On this note, Australian arrivals and departures data was released and although it doesn’t perfectly track actual net migration it is a guide. It came in very strong as the recovery in travel and immigration continues and point to potential record migration levels should current trends continue.
Another key development in Australia was the potential thawing of relations with China as China is now reviewing the tariffs imposed on Australian Barley. As a reminder, this tariff is 80% and was implemented in 2020.
There is hope that this will open the discussion around the current wine tariffs which can be as much as >200%
Turning to equity news

Wesfarmers sold their final stake in Coles worth $688m – this was done at a very tight discount of only 0.6%.

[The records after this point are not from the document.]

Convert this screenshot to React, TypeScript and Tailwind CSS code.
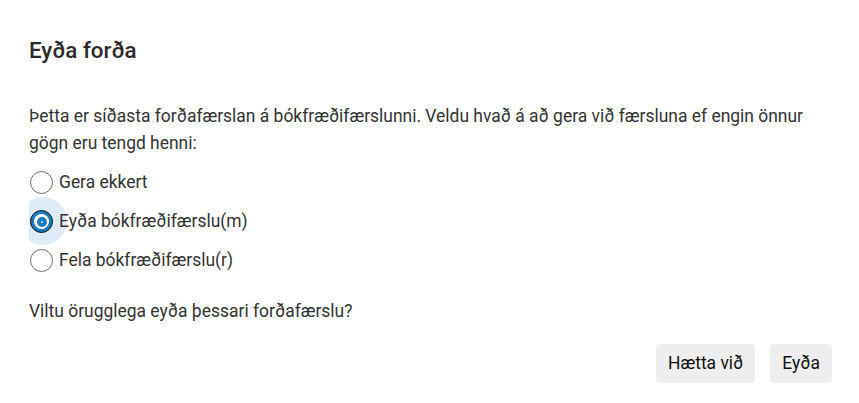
import { useState } from 'react';

const options = [
  { id: 'none', label: 'Gera ekkert' },
  { id: 'delete', label: 'Eyða bókfræðifærslu(m)' },
  { id: 'hide', label: 'Fela bókfræðifærslu(r)' },
];

export default function App() {
  const [choice, setChoice] = useState('delete');

  return (
    <div className="w-[859px] h-[403px] bg-white font-['Roboto',sans-serif] pl-[29px] pr-[27px] pt-[35px]">
      <h2 className="text-[22.4px] font-medium leading-[30px] text-[#2a2a2a]">Eyða forða</h2>

      <p className="mt-[38px] text-[17.45px] leading-[27px] text-[#333]">
        Þetta er síðasta forðafærslan á bókfræðifærslunni. Veldu hvað á að gera við færsluna ef engin önnur gögn eru tengd henni:
      </p>

      <div className="mt-[6px] flex flex-col">
        {options.map((o) => {
          const selected = o.id === choice;
          return (
            <label
              key={o.id}
              onClick={() => setChoice(o.id)}
              className="relative h-[39px] flex items-center gap-[6px] cursor-pointer text-[17.45px] text-[#333]"
            >
              {selected && (
                <span className="absolute left-0 top-[-5px] w-[37px] h-[48px] overflow-hidden">
                  <span className="absolute left-[-10px] top-0 w-[48px] h-[48px] rounded-full bg-[#deebf6]" />
                </span>
              )}
              <span className="relative ml-[1px] w-[23px] h-[23px] shrink-0">
                {selected ? (
                  <span className="absolute inset-0 rounded-full border border-[#111] bg-[#1a7bc0] flex items-center justify-center">
                    <span className="w-[15px] h-[15px] rounded-full bg-white flex items-center justify-center">
                      <span className="w-[10px] h-[10px] rounded-full bg-[#1a7bc0] flex items-center justify-center">
                        <span className="w-[2px] h-[2px] rounded-full bg-white/80" />
                      </span>
                    </span>
                  </span>
                ) : (
                  <span className="absolute inset-0 rounded-full border-[1.5px] border-[#6b6b6b] bg-white" />
                )}
              </span>
              <span className="relative">{o.label}</span>
            </label>
          );
        })}
      </div>

      <p className="mt-[18px] text-[17.45px] leading-[27px] text-[#333]">Viltu örugglega eyða þessari forðafærslu?</p>

      <div className="mt-[19px] flex justify-end gap-[15px]">
        <button className="h-[39px] px-[12px] rounded-[4px] bg-[#eeeeee] text-[17.45px] text-[#111]">Hætta við</button>
        <button className="h-[39px] px-[12px] rounded-[4px] bg-[#eeeeee] text-[17.45px] text-[#111]">Eyða</button>
      </div>
    </div>
  );
}
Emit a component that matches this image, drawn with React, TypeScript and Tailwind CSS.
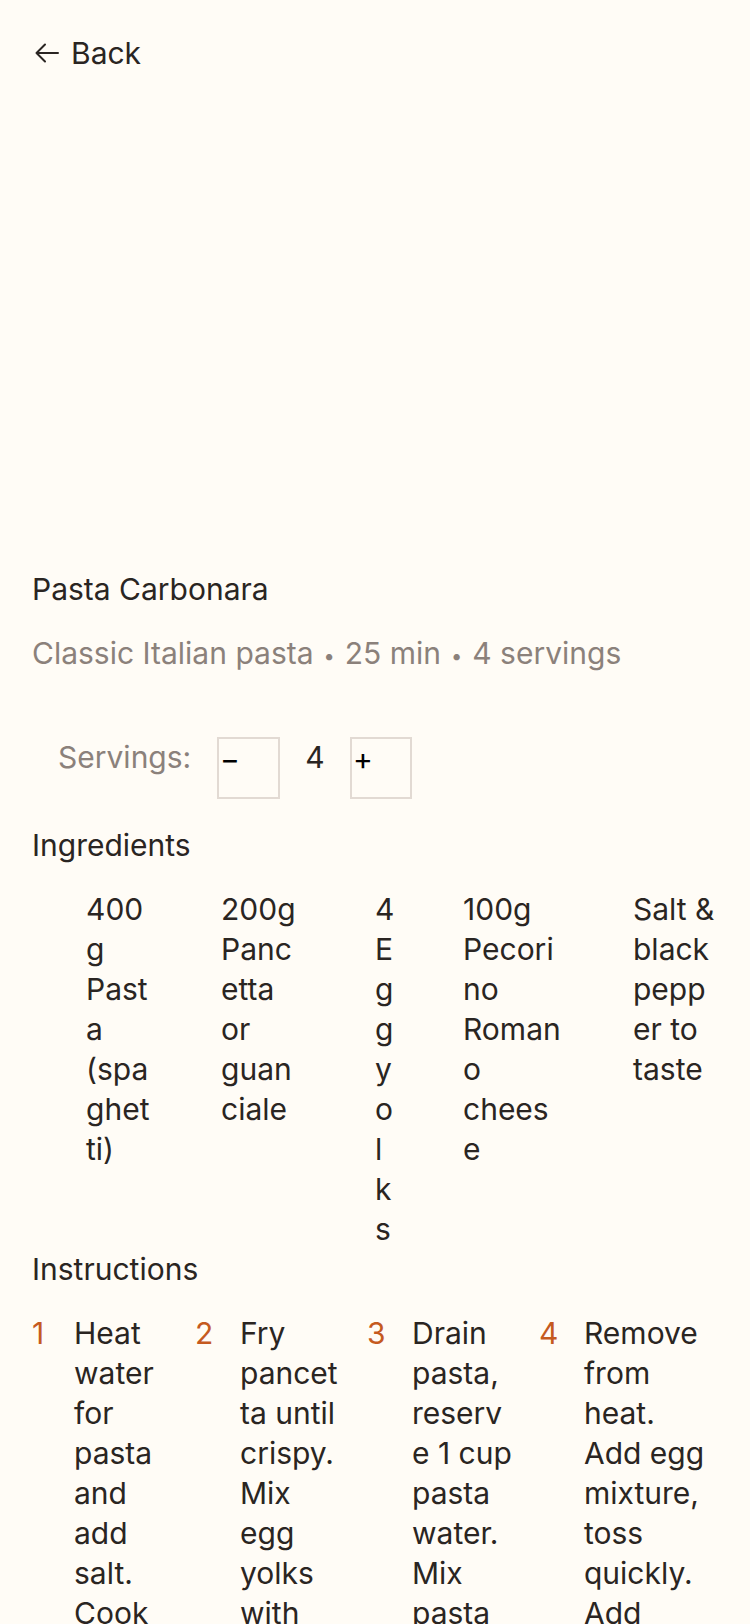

Newmont, the giant global gold miner made a revised bid for Australian listed gold miner NCM. The prior bid would see Newcrest shareholders receive 0.38 Newmont shares for every 1 Newcrest share. They increased this ratio to 0.4 and said they’d allow a franked share of US$1.10 to be paid prior to deal implementation. This is the second time they’ve sweetened the deal.
Given the takeover is tied to the shareprice of Newmont, the deal value is moving around. As of close of Friday, this deal valued Newcrest at Australian $31.16 which is about a 39% premium to where Newcrest was trading prior to the receipt of the first bid on the 6th of Feb.
GQG, a listed fund manager in Australia who manage global equities released an update highlighting FUM grew to US$94.5b from $91b a month earlier.
Whitehaven coal released a quarterly update and downgraded guidance across the board.
Production is expected to be 5.5% below, managed coal sales to be 9% below, equity coal sales to be 8% below and unit cost of coal to be 5% higher than prior assumptions.
This was due to a range of factors but predominately due to labour shortages and operational issues at one of their mines.
They do still have $2.7b of net cash which equates to 44% of their market cap.
Looking to the week ahead

On the economic front it’s relatively quiet.
On Thursday, NZ’s inflation data is to be released with the market expecting a 1.8% quarterly increase in prices, an acceleration of the 1.4% experienced in the December quarter. This would take annual inflation to 7.2%.
Japanese inflation is also released this week with the market expecting 3.1% core annual inflation.
US earnings season continues to ramp up and we will monitor company commentary closely to determine how different sectors are faring.